Un apunte sobre los ricos


      Según sus biógrafos, Montesquieu (el filósofo de la política de la separación de poderes) fue bautizado en los brazos de un mendigo. Sus padres, que pertenecían a una alta cuna y disponían de una situación económica muy acomodada, querían que su hijo, desde el nacimiento, tuviera el convencimiento de la igualdad de todos los hombres, que todos somos hermanos y que la pobreza y la riqueza no son sino una simple condición circunstancial.
        No era esa la opinión común generalizada de la época, en realidad de todas las épocas: la doctrina general que se ha mantenido a lo largo del tiempo es que el sitio que cada uno ocupa en el mundo y en la vida está vinculado de manera indeleble y definitiva a la cuna. Aristóteles, el gran filósofo griego, defendía que cada persona, cada objeto, tiene un lugar propio en la naturaleza y, en nuestro caso este le viene por la familia.
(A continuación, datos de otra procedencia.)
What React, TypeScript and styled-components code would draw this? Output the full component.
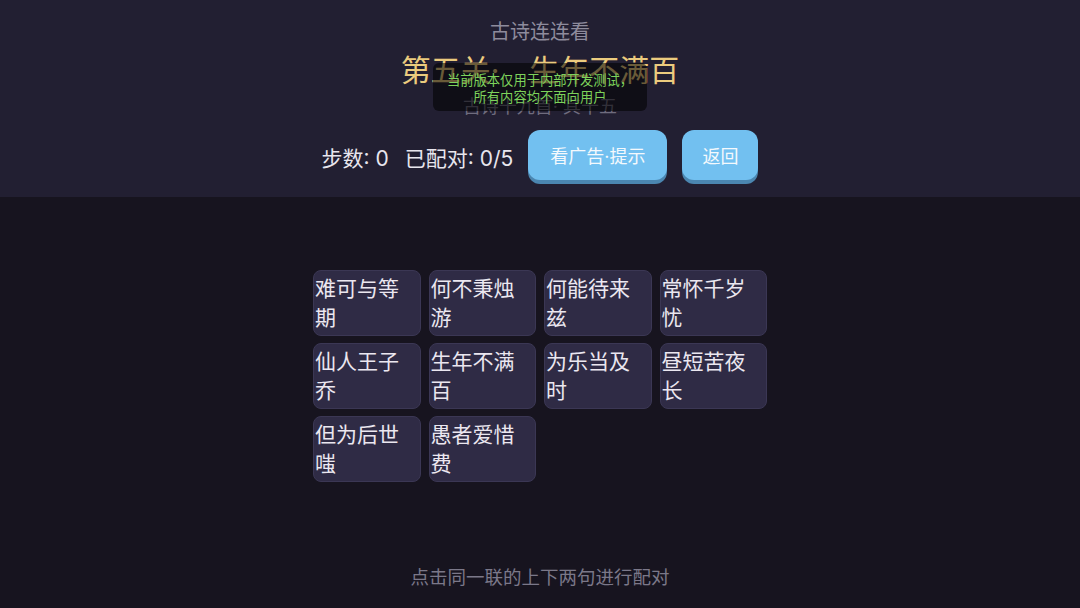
import React from "react";
import styled, { createGlobalStyle } from "styled-components";

const Global = createGlobalStyle`
  html, body { margin: 0; padding: 0; background: #17141f; }
  body { font-family: "Inter", "Noto Sans CJK SC", sans-serif; }
  #root { min-height: 100vh; }
`;

const Page = styled.div`
  min-height: 100vh;
  display: flex;
  flex-direction: column;
  background: #17141f;
  position: relative;
`;

const Header = styled.header`
  height: 197px;
  box-sizing: border-box;
  background: #221f32;
  display: flex;
  flex-direction: column;
  align-items: center;
  padding-top: 18px;
  position: relative;
`;

const AppName = styled.div`
  font-size: 20px;
  line-height: 28px;
  color: #8e8b9c;
`;

const Title = styled.h1`
  margin: 4px 0 0;
  font-size: 30px;
  line-height: 40px;
  font-weight: 400;
  color: #ebcb7e;
`;

const Subtitle = styled.div`
  margin-top: 5px;
  font-size: 18px;
  line-height: 24px;
  color: #6f6c7e;
`;

const StatsRow = styled.div`
  margin-top: 11px;
  display: flex;
  align-items: center;
  height: 54px;
`;

const Stats = styled.div`
  display: flex;
  gap: 16px;
  font-size: 21px;
  color: #e8e6ee;
  margin-right: 15px;
  white-space: pre;
`;

const Button = styled.button<{ $wide?: boolean }>`
  font-family: inherit;
  height: 50px;
  margin-bottom: 4px;
  padding: 0 ${(p) => (p.$wide ? "22px" : "20px")};
  margin-right: ${(p) => (p.$wide ? "15px" : "0")};
  border: none;
  border-radius: 12px;
  background: #72c0f0;
  box-shadow: 0 4px 0 #4b86b0;
  color: #f4f9fd;
  font-size: 18px;
  cursor: pointer;
`;

const Toast = styled.div`
  position: absolute;
  top: 63px;
  left: 50%;
  transform: translateX(-50%);
  width: 214px;
  height: 48px;
  box-sizing: border-box;
  border-radius: 6px;
  background: rgba(0, 0, 0, 0.55);
  color: #7dd25b;
  font-size: 13.3px;
  line-height: 17px;
  text-align: center;
  padding-top: 9px;
  white-space: nowrap;
`;

const Main = styled.main`
  flex: 1;
  display: flex;
  align-items: center;
  justify-content: center;
`;

const Grid = styled.div`
  display: grid;
  grid-template-columns: repeat(4, 107.5px);
  grid-auto-rows: 66px;
  column-gap: 8px;
  row-gap: 7px;
`;

const Card = styled.div`
  box-sizing: border-box;
  background: #2f2b45;
  border: 1.5px solid #3b3754;
  border-radius: 8px;
  padding: 3px 2px 0 1px;
  font-size: 21px;
  line-height: 29px;
  color: #ebe7f0;
  overflow: hidden;
`;

const Footer = styled.footer`
  padding: 10px 0 18px;
  text-align: center;
  font-size: 18.5px;
  line-height: 26px;
  color: #7b7889;
`;

const lines = [
  "难可与等期",
  "何不秉烛游",
  "何能待来兹",
  "常怀千岁忧",
  "仙人王子乔",
  "生年不满百",
  "为乐当及时",
  "昼短苦夜长",
  "但为后世嗤",
  "愚者爱惜费",
];

export default function App() {
  return (
    <Page>
      <Global />
      <Header>
        <AppName>古诗连连看</AppName>
        <Title>第五关·　生年不满百</Title>
        <Subtitle>古诗十九首· 其十五</Subtitle>
        <StatsRow>
          <Stats>
            <span>步数: 0</span>
            <span>已配对: 0/5</span>
          </Stats>
          <Button $wide>看广告·提示</Button>
          <Button>返回</Button>
        </StatsRow>
        <Toast>
          当前版本仅用于内部开发测试，
          <br />
          所有内容均不面向用户
        </Toast>
      </Header>
      <Main>
        <Grid>
          {lines.map((t) => (
            <Card key={t}>{t}</Card>
          ))}
        </Grid>
      </Main>
      <Footer>点击同一联的上下两句进行配对</Footer>
    </Page>
  );
}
Así se ha pensado y argumentado en el Antiguo Régimen de manera pública y general; así se justifican ideológicamente las castas; y así lo sigue pensando hoy mucha gente aunque ahora de tapadillo y por lo bajini porque el pensamiento oficial dominante ya no va por ahí. De la misma manera que cada uno trae al mundo el color de su pelo, su carácter y su fealdad o guapura, también viene con su posición social, con su puesto en la comunidad. Era un principio sagrado, que cualquiera se atrevía a poner en duda si no quería meterse en problemas civiles y de conciencia: si has nacido pobre, es porque Dios, o la naturaleza o el destino, así han querido que lo seas, ese es tu espacio porque, si te hubiesen querido rico o poderoso, te habrían hecho nacer en una estirpe de estas condiciones. Un ejemplo histórico de cómo se puede manipular el pensamiento común para el mantenimiento de privilegios y exclusión de la competencia.
        Así las cosas, el grave  y comprometido problema que plantea esta teoría de los linajes, o de las prosapias que diría un castizo, es el ascenso social. Tratar de salir del rincón era una perversión terrible, como mínimo de soberbia y altanería. ¡Ni el rey podía trastocar ese orden!, recuerda el historiador Manuel Fernández Álvarez, hablando de las capas sociales en el barroco español. ¡El de abajo, abajo y el de arriba, arriba! (Curiosamente en unos siglos en los que no había lotería ni bonoloto fueron los exámenes en la universidades el sistema revolucionario que permitió a los hijos de los campesinos pobres romper ese pétreo sistema).
      El caso es que la posibilidad de subir de categoría social, una de las conquistas sociales más trascendentes, es bastante más complejo de lo que a primera vista pudiera parecer. Por ejemplo, en un libro aparecido no hace demasiado en el Reino Unido sobre el particular, se calculaba que en diez generaciones el 40 por ciento como mínimo de las familias nobles había tendido descendientes ilegítimos, lo que los biólogos llaman paternidad discrepante, dice R. Conniff en la historia natural de los ricos. Lo que significa también que otro tanto no. Lo resume, para lo bueno y para lo malo, el axioma de D. Parker: “Si uno quiere saber lo que piensa Dios del dinero, sólo hay que ver a qué gente se lo dio”.